En Bourse, la trajectoire a été encore plus spectaculaire. L'action Super Micro a été multipliée par près de 40 entre fin 2022 et mars 2023, atteignant un pic à 119 dollars peu après l'entrée de l'entreprise au sein du prestigieux indice S&P 500. Une envolée portée par la ruée des investisseurs vers les valeurs exposées à l'IA.
De lourdes accusations de fraude
Mais depuis cet été, c'est la douche froide pour Super Micro. Mi-août, le fonds activiste Hindenburg Research, connu pour miser sur la baisse des actions, a publié un rapport au vitriol. Il y accuse l'entreprise de fraude comptable et affirme qu'elle continue à vendre ses serveurs en Russie malgré les sanctions américaines. Des allégations démenties par Super Micro, mais qui ont fait plonger le titre, retombé autour de 25 dollars.
Fin octobre, nouveau coup dur avec la démission fracassante du cabinet d'audit Ernst & Young, à peine embauché par Super Micro. Dans un courrier, les auditeurs expliquent ne pas vouloir valider les états financiers du groupe, sans plus de précision. De quoi alimenter les soupçons sur d'éventuelles malversations.
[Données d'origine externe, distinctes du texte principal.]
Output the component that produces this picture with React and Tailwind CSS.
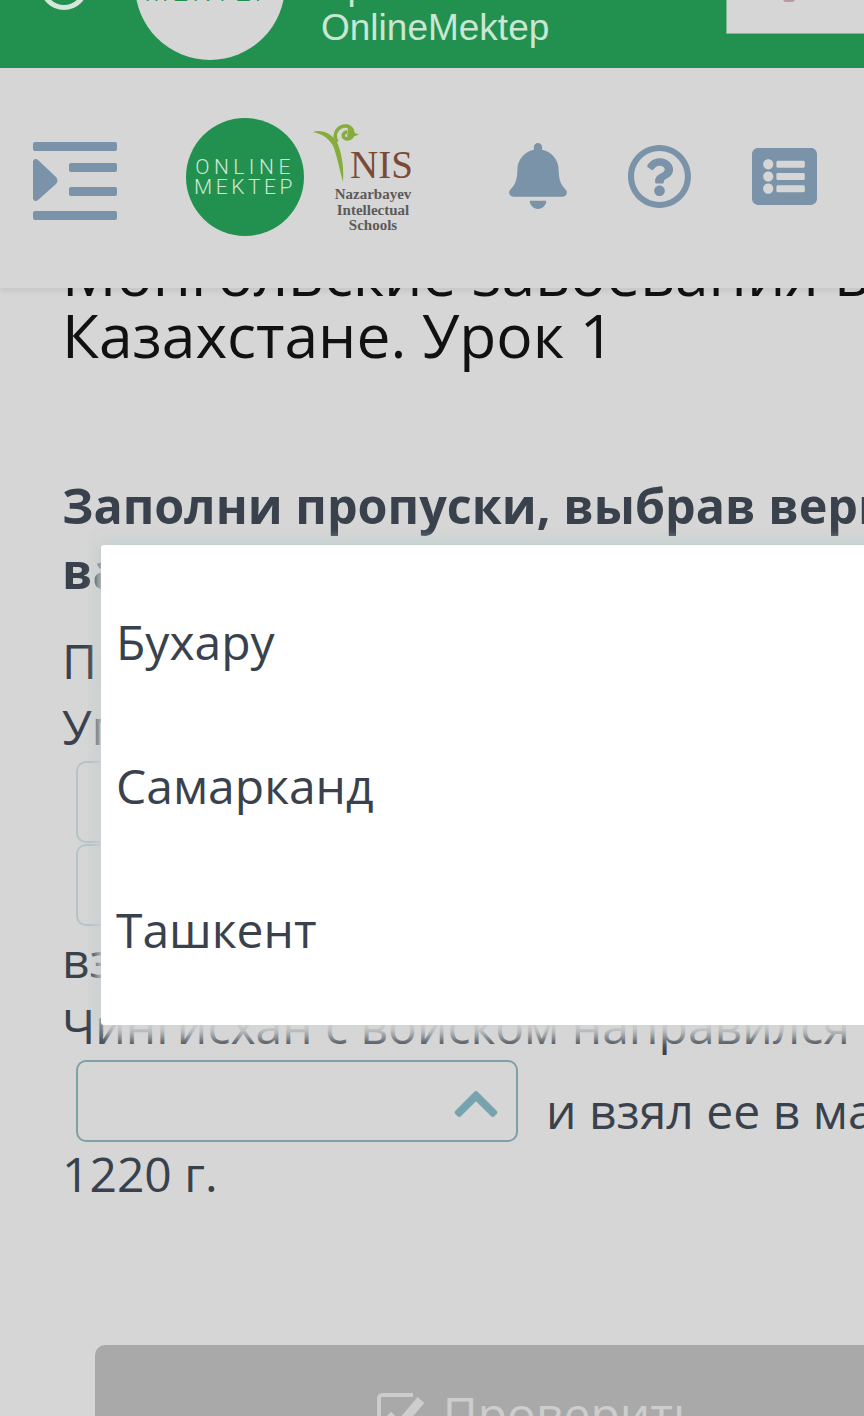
import { FaBell, FaRegQuestionCircle, FaListAlt, FaChevronUp } from "react-icons/fa";

function TopBanner() {
  return (
    <div className="relative z-20 flex h-[68px] overflow-hidden bg-[#22914f]">
      <div className="ml-[40px] mt-[-38px] h-[48px] w-[48px] rounded-full border-[5px] border-[#d6e6da]" />
      <div className="ml-[47px] mt-[-90px] flex h-[150px] w-[150px] shrink-0 items-end justify-center rounded-full bg-[#d6d6d6] pb-[54px]">
        <span className="font-['Roboto'] text-[28px] font-light leading-none tracking-[4px] text-[#22914f]">MEKTEP</span>
      </div>
      <div className="ml-[36px] mt-[-34px] font-['Liberation_Sans'] text-[37px] leading-[41px] text-[#c9e6d3]">
        <div>Привет</div>
        <div>OnlineMektep</div>
      </div>
      <div className="ml-auto flex h-[34px] w-[138px] justify-center border-b border-l border-[#7fb896] bg-[#d6d6d6]">
        <span className="ml-[-14px] mt-[-4px] h-[6px] w-[12px] rounded-full bg-[#b998a4]" />
      </div>
    </div>
  );
}

function NisLogo() {
  return (
    <div className="ml-[8px] mt-[-2px] flex w-[100px] shrink-0 flex-col self-start pt-[56px]">
      <div className="flex h-[60px] items-end">
        <svg viewBox="0 0 48 60" className="h-[60px] w-[48px] shrink-0" fill="none">
          <path d="M1 10 C10 7 20 12 25 20 C30 32 32 46 31 60 C28 50 26 38 22 26 C19 18 11 12 1 10 Z" fill="#86ad3a" />
          <path d="M25 20 C20 11 27 3 35 4 C43 6 43 17 35 17 C30 17 30 10 35 10" stroke="#86ad3a" strokeWidth="3.5" />
          <path d="M36 4 C38 8 42 12 47 12 C43 15 38 15 35 17" fill="#86ad3a" />
        </svg>
        <span className="ml-[-10px] font-['Liberation_Serif'] text-[39px] leading-[34px] text-[#7a4a34]">NIS</span>
      </div>
      <div className="mt-[5px] text-center font-['Liberation_Serif'] text-[15px] font-bold leading-[15.5px] text-[#5c5a58] pl-[22px]">
        <div>Nazarbayev</div>
        <div>Intellectual</div>
        <div>Schools</div>
      </div>
    </div>
  );
}

function Header() {
  return (
    <header className="relative z-10 flex h-[220px] items-center bg-[#d6d6d6] pl-[33px] shadow-[0_3px_6px_rgba(0,0,0,0.08)]">
      <svg viewBox="0 0 84 78" className="mt-[6px] h-[78px] w-[84px] shrink-0 fill-[#7b93a8]">
        <rect x="0" y="0" width="84" height="9" rx="2" />
        <rect x="36" y="21" width="48" height="9" rx="2" />
        <rect x="36" y="45" width="48" height="9" rx="2" />
        <rect x="0" y="69" width="84" height="9" rx="2" />
        <path d="M0 20 C0 17 3 16 5 18 L23 35 C25 37 25 40 23 42 L5 58 C3 60 0 59 0 56 Z" />
      </svg>
      <div className="ml-[69px] mt-[-2px] flex h-[118px] w-[118px] shrink-0 flex-col items-center justify-center rounded-full bg-[#22914f] font-['Roboto'] text-[21px] font-light leading-[20px] text-[#cfe8d6]">
        <span className="tracking-[4.5px]">ONLINE</span>
        <span className="tracking-[3.5px]">MEKTEP</span>
      </div>
      <NisLogo />
      <FaBell size={66} className="ml-[93px] mt-[-4px] shrink-0 text-[#7b93a8]" />
      <FaRegQuestionCircle size={65} className="ml-[56px] mt-[-3px] shrink-0 text-[#7b93a8]" />
      <FaListAlt size={65} className="ml-[60px] mt-[-3px] shrink-0 text-[#7b93a8]" />
    </header>
  );
}

function Blank({ border = "border-[#b5c4c7]" }) {
  return (
    <div className={`flex h-[82px] w-[442px] shrink-0 items-center justify-end rounded-[10px] border-2 pr-[15px] ${border}`}>
      <FaChevronUp size={50} className="mt-[6px] text-[#76a3ae]" />
    </div>
  );
}

export default function App() {
  return (
    <div className="relative h-[1416px] w-[864px] overflow-hidden bg-[#d6d6d6] font-['Open_Sans'] text-[#39424c]">
      <TopBanner />
      <Header />
      <main className="mt-[-46px] whitespace-nowrap pl-[62px]">
        <h1 className="text-[60.5px] font-normal leading-[62px] text-[#111]">
          <div>Монгольские завоевания в</div>
          <div>Казахстане. Урок 1</div>
        </h1>
        <h2 className="mt-[107px] text-[48.5px] font-bold leading-[65px]">
          <div>Заполни пропуски, выбрав верный</div>
          <div>вариант</div>
        </h2>
        <div className="mt-[25px] text-[48px] leading-[66px]">
          <div>При захвате Отрара</div>
          <div>Угедей</div>
          <div className="ml-[14px] mt-[1px] flex flex-col gap-[1px]">
            <Blank />
            <Blank />
          </div>
          <div className="mt-[1px]">взял город</div>
          <div>Чингисхан с войском направился</div>
          <div className="ml-[14px] mt-[1px] flex items-start gap-[28px]">
            <Blank border="border-[#7fa0a6]" />
            <span className="mt-[18px]">и взял ее в марте</span>
          </div>
          <div className="mt-[-3px]">1220 г.</div>
        </div>
      </main>
      <div className="ml-[95px] mt-[138px] flex h-[120px] w-[900px] justify-center rounded-t-[10px] bg-[#a9a9a9] pt-[38px] pr-[12px] text-[48px] text-[#cdcdcd]">
        <div className="flex items-start gap-[18px]">
          <svg viewBox="0 0 48 48" className="mt-[10px] h-[48px] w-[48px]" fill="none" stroke="currentColor">
            <path d="M36 2 H6 C3 2 2 3 2 6 V44 C2 47 3 48 6 48 H36" strokeWidth="4" />
            <path d="M11 22 L22 33 L44 7" strokeWidth="9" />
          </svg>
          <span className="leading-[62px]">Проверить</span>
        </div>
      </div>
      <div className="absolute left-[101px] top-[545px] z-30 flex h-[480px] w-[800px] flex-col rounded-[3px] bg-white pl-[15px] pt-[25px] text-[48px] leading-[144px] shadow-[0_16px_14px_-2px_rgba(214,214,214,0.9),-4px_0_14px_rgba(190,200,200,0.6),0_-5px_12px_rgba(200,212,212,0.8)]">
        <div>Бухару</div>
        <div>Самарканд</div>
        <div>Ташкент</div>
      </div>
    </div>
  );
}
Un avenir incertain au Nasdaq
Ces déboires placent Super Micro dans une position délicate vis-à-vis du Nasdaq. Le fabricant a en effet déjà reporté la publication de ses comptes annuels et doit présenter d'ici la semaine prochaine un plan pour se mettre en conformité avec les règles de la Bourse. Faute de quoi, il s'expose à une radiation, comme ce fut déjà le cas en 2019.
Une telle exclusion aurait de lourdes répercussions pour Super Micro. Outre le coup dur en termes d'image, cela pourrait inciter ses clients à se tourner vers des concurrents comme Dell ou HPE. Sur le plan financier, le groupe craint d'avoir à rembourser par anticipation 1,7 milliard de dollars de dettes, alors qu'il ne dispose que de 2,1 milliards de trésorerie.
Ironie du sort, c'est au moment où le marché des serveurs et cartes graphiques pour l'IA s'envole que Super Micro traverse la pire crise de son histoire. Son parcours illustre les excès de la hype autour de l'IA générative, qui a poussé certains acteurs à prendre des libertés avec les règles pour surfer sur la vague. Reste à voir si Super Micro pourra rebondir ou si ses déboires marqueront durablement les esprits.